Know Before You Go: After painting a portrait of an Orthodox Jewish man (which is against religious doctrine), Soutine was severely beaten by the man's sons. The money that was paid to Soutine and his family as compensation then funded his travel to Vilnius and subsequent enrollment in art school.
Houston
Where: The Menil Collection
When: February 23 – August 11
Why It’s Worth a Look: Though her career was very short—only 4 years—Janet Sobel had a meteoric rise, going from group shows in 1943 to a 1946 solo show at Peggy Guggenheim’s Art of This Century Gallery. It was Guggenheim who would call Sobel “the best woman painter by far (in America).”

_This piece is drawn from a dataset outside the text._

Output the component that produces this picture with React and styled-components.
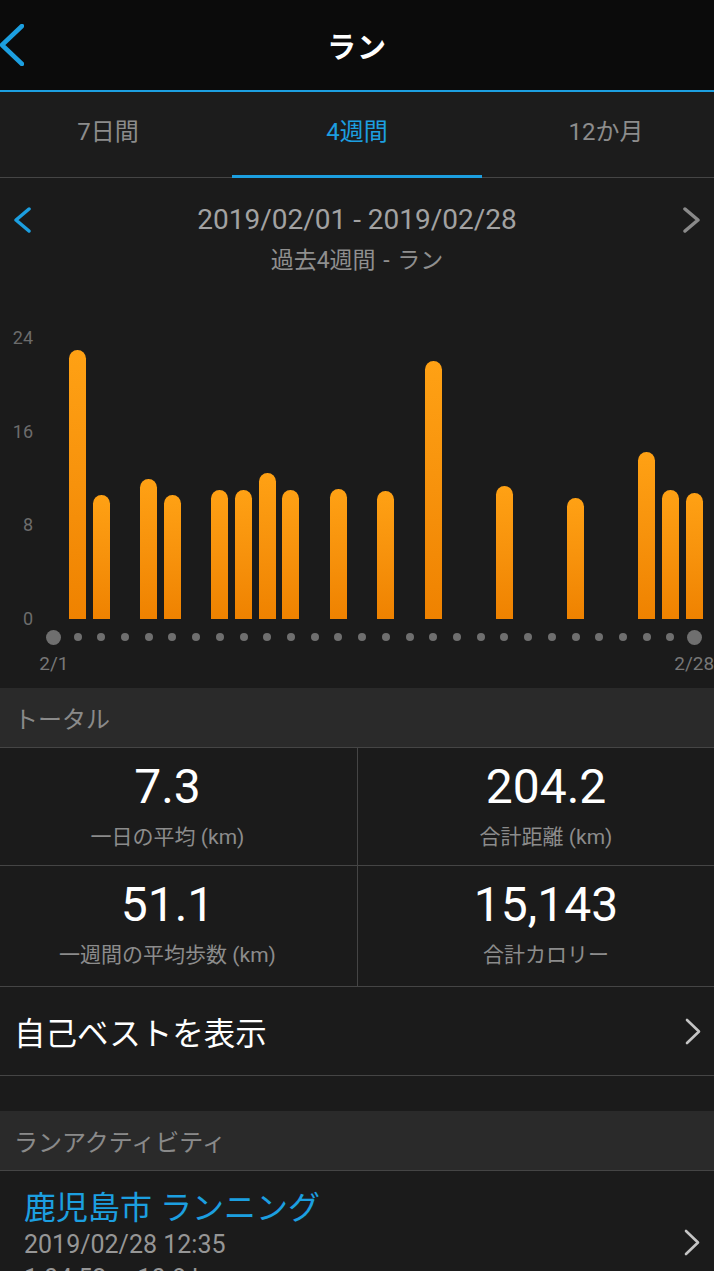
import React from 'react'
import styled, { createGlobalStyle } from 'styled-components'

const GlobalStyle = createGlobalStyle`
    html, body {
        margin: 0;
        padding: 0;
        background: #1b1b1b;
    }
    body {
        font-family: Roboto, "Noto Sans CJK JP", sans-serif;
        -webkit-font-smoothing: antialiased;
    }
`

const BLUE = '#1c9fe0'
const LINE = '#454545'

const Page = styled.div`
    width: 714px;
    height: 1271px;
    overflow: hidden;
    background: #1b1b1b;
    color: #fff;
`

const Header = styled.header`
    height: 90px;
    background: #0b0b0b;
    border-bottom: 2px solid ${BLUE};
    display: grid;
    grid-template-columns: 80px 1fr 80px;
    align-items: center;
`

const BackButton = styled.div`
    display: flex;
    align-items: center;
    height: 100%;
`

const Title = styled.h1`
    margin: 0;
    text-align: center;
    font-size: 29px;
    font-weight: 700;
    letter-spacing: 1px;
`

const TabBar = styled.nav`
    height: 85px;
    display: grid;
    grid-template-columns: 216px 1fr 216px;
    border-bottom: 1px solid ${LINE};
    background: #1c1c1c;
`

const Tab = styled.div`
    display: flex;
    flex-direction: column;
    align-items: center;
`

const TabLabel = styled.div`
    flex: 1;
    display: flex;
    align-items: center;
    padding-bottom: 8px;
    font-size: 24px;
    color: ${p => (p.$active ? BLUE : '#8c8c8c')};
`

const TabLine = styled.div`
    width: 250px;
    height: 3px;
    margin-bottom: -1px;
    background: ${p => (p.$active ? BLUE : 'transparent')};
`

const RangeSection = styled.section`
    padding-top: 25px;
`

const RangeRow = styled.div`
    display: flex;
    align-items: center;
    justify-content: space-between;
    padding: 0 14px;
`

const RangeText = styled.div`
    font-size: 28px;
    line-height: 34px;
    color: #a2a2a2;
`

const SubText = styled.div`
    text-align: center;
    font-size: 23px;
    line-height: 30px;
    margin-top: 9px;
    color: #8f8f8f;
    word-spacing: 2px;
`

const ChartBody = styled.div`
    display: flex;
    align-items: flex-start;
    margin-top: 52px;
`

const Axis = styled.div`
    width: 33px;
    height: 301px;
    padding-right: 9px;
    display: flex;
    flex-direction: column;
    justify-content: space-between;
    align-items: flex-end;
`

const AxisLabel = styled.div`
    font-size: 18px;
    line-height: 20px;
    color: #6c6c6c;
`

const Plot = styled.div`
    width: 664px;
    display: grid;
    grid-template-columns: repeat(28, minmax(0, 1fr));
    grid-template-rows: 291px 36px 16px;
`

const BarCell = styled.div`
    display: flex;
    align-items: flex-end;
    justify-content: center;
`

const Bar = styled.div`
    width: 17px;
    border-radius: 8.5px 8.5px 0 0;
    background: linear-gradient(180deg, #ffa114 0%, #f7920c 50%, #ef8200 100%);
`

const DotCell = styled.div`
    display: flex;
    align-items: center;
    justify-content: center;
`

const Dot = styled.div`
    flex: none;
    width: ${p => (p.$big ? 15 : 8)}px;
    height: ${p => (p.$big ? 15 : 8)}px;
    border-radius: 50%;
    background: #6f6f6f;
`

const DateCell = styled.div`
    display: flex;
    justify-content: center;
    align-items: center;
    white-space: nowrap;
    font-size: 19px;
    color: #777;
`

const SectionHead = styled.div`
    height: 60px;
    margin-top: ${p => p.$gap || 0}px;
    background: #2a2a2a;
    border-bottom: 1px solid ${LINE};
    display: flex;
    align-items: center;
    padding-left: 14px;
    font-size: 24px;
    color: #8a8a8a;
    box-sizing: border-box;
`

const StatGrid = styled.div`
    display: grid;
    grid-template-columns: 358px 1fr;
    grid-template-rows: 118px 120px;
    border-bottom: 1px solid ${LINE};
`

const Stat = styled.div`
    display: flex;
    flex-direction: column;
    align-items: center;
    padding-top: 12px;
    padding-right: ${p => (p.$left ? 22 : 0)}px;
    padding-left: ${p => (p.$left ? 0 : 20)}px;
    box-sizing: border-box;
    border-right: ${p => (p.$left ? `1px solid ${LINE}` : 'none')};
    border-bottom: ${p => (p.$top ? `1px solid ${LINE}` : 'none')};
`

const StatValue = styled.div`
    font-size: 48px;
    line-height: 54px;
    color: #fff;
`

const StatLabel = styled.div`
    margin-top: 9px;
    font-size: 21px;
    line-height: 28px;
    color: #8c8c8c;
`

const LinkRow = styled.div`
    height: 88px;
    display: flex;
    align-items: center;
    justify-content: space-between;
    padding: 0 13px 0 14px;
    border-bottom: 1px solid ${LINE};
    font-size: 31.5px;
    color: #fff;
`

const ActivityRow = styled.div`
    display: flex;
    align-items: center;
    justify-content: space-between;
    padding: 17px 14px 0 24px;
`

const ActivityInfo = styled.div`
    display: flex;
    flex-direction: column;
`

const ActivityTitle = styled.div`
    font-size: 32px;
    line-height: 40px;
    color: ${BLUE};
`

const ActivityMeta = styled.div`
    font-size: 25px;
    line-height: 34px;
    color: #969696;
    white-space: pre;
`

const Chevron = ({ dir = 'right', color, w = 16, h = 24, stroke = 3 }) => (
    <svg width={w} height={h} viewBox={`0 0 ${w} ${h}`} fill="none">
        <path
            d={dir === 'left'
                ? `M${w - 2} 2 L2 ${h / 2} L${w - 2} ${h - 2}`
                : `M2 2 L${w - 2} ${h / 2} L2 ${h - 2}`}
            stroke={color}
            strokeWidth={stroke}
            strokeLinecap="round"
            strokeLinejoin="round"
        />
    </svg>
)

const runs = { 1: 23.0, 2: 10.6, 4: 12.0, 5: 10.6, 7: 11.0, 8: 11.0, 9: 12.5, 10: 11.0, 12: 11.1, 14: 10.9, 16: 22.0, 19: 11.4, 22: 10.3, 25: 14.3, 26: 11.0, 27: 10.8 }
const days = Array.from({ length: 28 }, (_, i) => i)
const PX_PER_KM = 281 / 24

const stats = [
    { value: '7.3', label: '一日の平均 (km)' },
    { value: '204.2', label: '合計距離 (km)' },
    { value: '51.1', label: '一週間の平均歩数 (km)' },
    { value: '15,143', label: '合計カロリー' },
]

const App = () => {
    return (
        <Page>
            <GlobalStyle />
            <Header>
                <BackButton>
                    <Chevron dir="left" color={BLUE} w={24} h={42} stroke={4.5} />
                </BackButton>
                <Title>ラン</Title>
                <div />
            </Header>

            <TabBar>
                {['7日間', '4週間', '12か月'].map((t, i) => (
                    <Tab key={t}>
                        <TabLabel $active={i === 1}>{t}</TabLabel>
                        <TabLine $active={i === 1} />
                    </Tab>
                ))}
            </TabBar>

            <RangeSection>
                <RangeRow>
                    <Chevron dir="left" color={BLUE} w={17} h={26} stroke={3.5} />
                    <RangeText>2019/02/01 - 2019/02/28</RangeText>
                    <Chevron dir="right" color="#8a8a8a" w={17} h={26} stroke={3.5} />
                </RangeRow>
                <SubText>過去4週間 - ラン</SubText>

                <ChartBody>
                    <Axis>
                        {['24', '16', '8', '0'].map(l => <AxisLabel key={l}>{l}</AxisLabel>)}
                    </Axis>
                    <Plot>
                        {days.map(d => (
                            <BarCell key={'b' + d}>
                                {runs[d] && <Bar style={{ height: runs[d] * PX_PER_KM }} />}
                            </BarCell>
                        ))}
                        {days.map(d => (
                            <DotCell key={'d' + d}>
                                <Dot $big={d === 0 || d === 27} />
                            </DotCell>
                        ))}
                        {days.map(d => (
                            <DateCell key={'l' + d}>
                                {d === 0 ? '2/1' : d === 27 ? '2/28' : ''}
                            </DateCell>
                        ))}
                    </Plot>
                </ChartBody>
            </RangeSection>

            <SectionHead $gap={17}>トータル</SectionHead>
            <StatGrid>
                {stats.map((s, i) => (
                    <Stat key={s.label} $left={i % 2 === 0} $top={i < 2}>
                        <StatValue>{s.value}</StatValue>
                        <StatLabel>{s.label}</StatLabel>
                    </Stat>
                ))}
            </StatGrid>

            <LinkRow>
                自己ベストを表示
                <Chevron color="#c4c4c4" w={16} h={27} stroke={2.6} />
            </LinkRow>

            <SectionHead $gap={35}>ランアクティビティ</SectionHead>
            <ActivityRow>
                <ActivityInfo>
                    <ActivityTitle>鹿児島市 ランニング</ActivityTitle>
                    <ActivityMeta>2019/02/28 12:35</ActivityMeta>
                    <ActivityMeta>{'1:04:52     10.8 km'}</ActivityMeta>
                </ActivityInfo>
                <Chevron color="#c4c4c4" w={16} h={27} stroke={2.6} />
            </ActivityRow>
        </Page>
    )
}

export default App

Know Before You Go: Sobel pioneered “all-over abstraction,” even preceding the better-known practitioner of the technique, Jackson Pollock.
Paris
“Vera Molnár: Speak to the Eye”
Where: Centre Pompidou
When: February 28 – August 26
Why It’s Worth a Look: A computer scientist, cybernetician, and artist, Vera Molnár was a pioneering figure in digital art, creating up until her death in 2023 at the age of 99. Her last works? Using A.I. to create art. The Pompidou retrospective brings together pieces from throughout her seven-decade career, with her digital works starting as early as 1946.
Know Before You Go: Molnár was the first French artist to produce drawings using a computer and plotter, which she did in 1968.
Bilbao
Where: Guggenheim Bilbao
When: March 1 – June 9
Why It’s Worth a Look: Over her decade-long career, Spanish sculptor June Crespo has probed humanity’s destructive relationship to the natural environment. In her latest show, the artist investigates interstitial elements that surround us, like locks, frameworks, and conduits. The act of placing items next to or on top of one another creates a poetic dialogue between metal and negative space, paper and air.
Know Before You Go: In an interview with Elisa Muscatelli, Crespo described her creative process in this way: “When I work there is not a precise idea, but a more precise intuition, something to which I cannot give a name, and these intuitions, emotions, perceptions are translated into the way I combine the materials and also in their interaction.”